Saturday, January 06, 2007

Simplicity & Integrating with Less Code

I have been on a distributed caching & JavaSpaces kick lately due to the reasons listened here.

I was talking to my co-worker Erik yesterday and we concurred that one of our biggest goals is to come up with an architecture that is as simple as possible and requires the least amount of code.

Coming from my experience with SOA of various flavors and EDA, I have been on many projects that wrote way too much code. The more code the more defects. This is what is so appealing to me about JavaSpaces and potentially distributed caching (e.g., memcached, Tangosol Coherence) (or some of both). In the core of an application it is possible to use these layers as your service orchestration tier as well as your transient data store. This is very appealing as you skip a significant amount of OR and OX mapping which saves heaps of time and defects.

The JavaSpaces API itself is extremely seductive. Lifted from here:

  • write: Places one copy of an entry into a space. If called multiple times with the same entry, then multiple copies of the entry are written into the space.
  • read: Takes an entry that is used as a template and returns a copy of an object in the space that matches the template. If no matching objects are in the space, then read may wait a user-specified amount of time until a matching entry arrives in the space.
  • take: Works like read, except that the matching entry is removed from the space and returned as the result of the take.
  • notify: Takes a template and an object and asks the space to notify the object whenever entries that match the template are added to the space. This notification mechanism, which is built on Jini's distributed event model, is useful when you want to interact with a space using a reactive style of programming.
  • snapshot: Provides a method of minimizing the serialization that occurs whenever entries or templates are used; you can use snapshot to optimize certain entry usage patterns in your applications. We will cover this method in detail in a later article.

With the addition of JavaSpaces05, there is collection based (i.e., bulk) read, take, and write.

The integration patterns possible with this API are very powerful. Master/Worker, distributed, highly scalable data structures, etc.

It appears that with certain distributed caching vendors, you can achieve some semblence of these patterns, although I am not convinced of that yet, and the associative nature of JavaSpaces (i.e., you use templates containing objects with what you are looking for in a space to find it) is just amazingly seductive.

Love it or hate it, JavaSpaces comes with Jini. To a newbie like myself, Jini takes some getting used to. The whole mobile code bit tends to make people who have lived through J2EE classloader hell nervous. But there are those who say it works fine in Jini. It is a different paradigm and this makes people very nervous.

Maybe what is needed is a mix of J2EE (specifically servlet, JMS, JMX MBeans), distributed caching, and JavaSpaces. Maybe you can use JavaSpaces for both caching and service orchestration. Maybe you should use all of Jini. Maybe there is something else.
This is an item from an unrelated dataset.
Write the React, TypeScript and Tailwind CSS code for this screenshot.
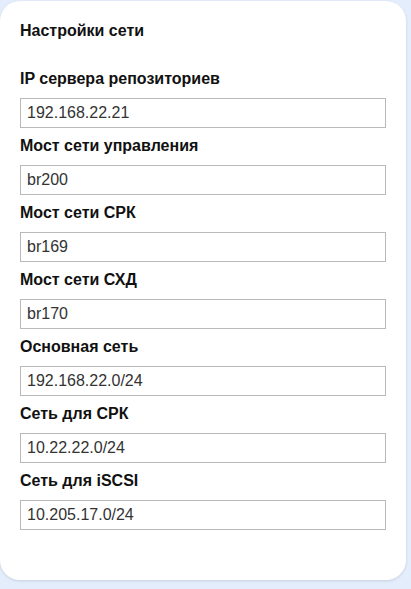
import React from "react";

const fields: [string, string][] = [
  ["IP сервера репозиториев", "192.168.22.21"],
  ["Мост сети управления", "br200"],
  ["Мост сети СРК", "br169"],
  ["Мост сети СХД", "br170"],
  ["Основная сеть", "192.168.22.0/24"],
  ["Сеть для СРК", "10.22.22.0/24"],
  ["Сеть для iSCSI", "10.205.17.0/24"],
];

export default function App() {
  return (
    <div
      className="w-[411px] h-[589px] bg-[#e3edfc] pt-[1px] overflow-hidden"
      style={{ fontFamily: '"Liberation Sans", Arial, sans-serif' }}
    >
      <div className="w-[406px] h-[579px] bg-white rounded-[20px] shadow-[0_1px_3px_rgba(0,0,0,0.12)] px-5 pt-5">
        <div className="text-[16px] leading-[20px] font-bold text-[#111]">Настройки сети</div>
        <div className="mt-[20px] flex flex-col">
          {fields.map(([label, value]) => (
            <div key={label} className="flex flex-col">
              <div className="mt-[9px] mb-[10px] text-[16px] leading-[18px] font-bold text-[#111]">{label}</div>
              <input
                readOnly
                value={value}
                className="w-[366px] h-[30px] border border-[#b9b9b9] bg-white px-[6px] text-[16px] text-[#333] outline-none"
                style={{ fontFamily: '"Liberation Sans", Arial, sans-serif' }}
              />
            </div>
          ))}
        </div>
      </div>
    </div>
  );
}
From previous lessons learned around persistence in EDA, I am 100% convinced that we need some sort of flexible transient data store (no work in progress database - I beg you!). I see that today as being some form of a persistent distributed cache that requires very little if any mapping code. I also have seen the power of asynchronous integration and SEDA and am not about to give up on it. JavaSpaces and Master/Worker appear to give me that. What other ways are there? Maybe things that I would have considered anathema a year ago like sending objects through JMS for the eventing layer isn't really that awful? I do know that I do not want XML at the core of a brand new system again - again way too many defects with mapping etc. Too slow, too lame. Sure, at the periphery to integrate with services that require it, but never again in the core of the system.

Lots of thinking results in lots of blather . . .

Bottom line, I want this to be as simple as it can be and I want to write as little code as possible. Oh and it should scale like the dickens, be simple to specialize, maintain, etc.


Jack said...

I am 100% convinced that we need some sort of flexible transient data store (no work in progress database - I beg you!).

Hi Mike, I agree with you. I call it the Global Dataspace and in the current marketspace I think an ESB can fulfil this role very well.

See also my blog on this subject.


fuzzy said...

Hi Jack,

Thanks for the comment.

I think we are talking about different things (depending on the details).

My point from previous pain endured is to avoid XML Shredding as much as possible. And in the core of an application (very different then calling a service) avoid OX (Object to XML) mapping as well. In the core of an application I still want to embrace services that do one thing well. I just don't want XML anywhere near it.

I think you need to be very deliberate about persistence with SOA, EDA, SBA, etc.

A distributed cache (e.g., Tangosol) or perhaps a JavaSpace is perfect for this.

The great thing about these types of technologies is that your transient state is represented as objects and not mapped to a relational form. This is very flexibile. You get performance benefits and more importantly (IMHO) heaps less defects with this because you aren't mapping in and out.

Obviously when you need long lived storage, you stick it in a database or a mainframe or whatever.

Keeping transient state out of any long lived storage system in something like a distributed cache or a JavaSpace enables this.

Sarge said...

One of the things I like about writing Cocoa apps is the lack of code.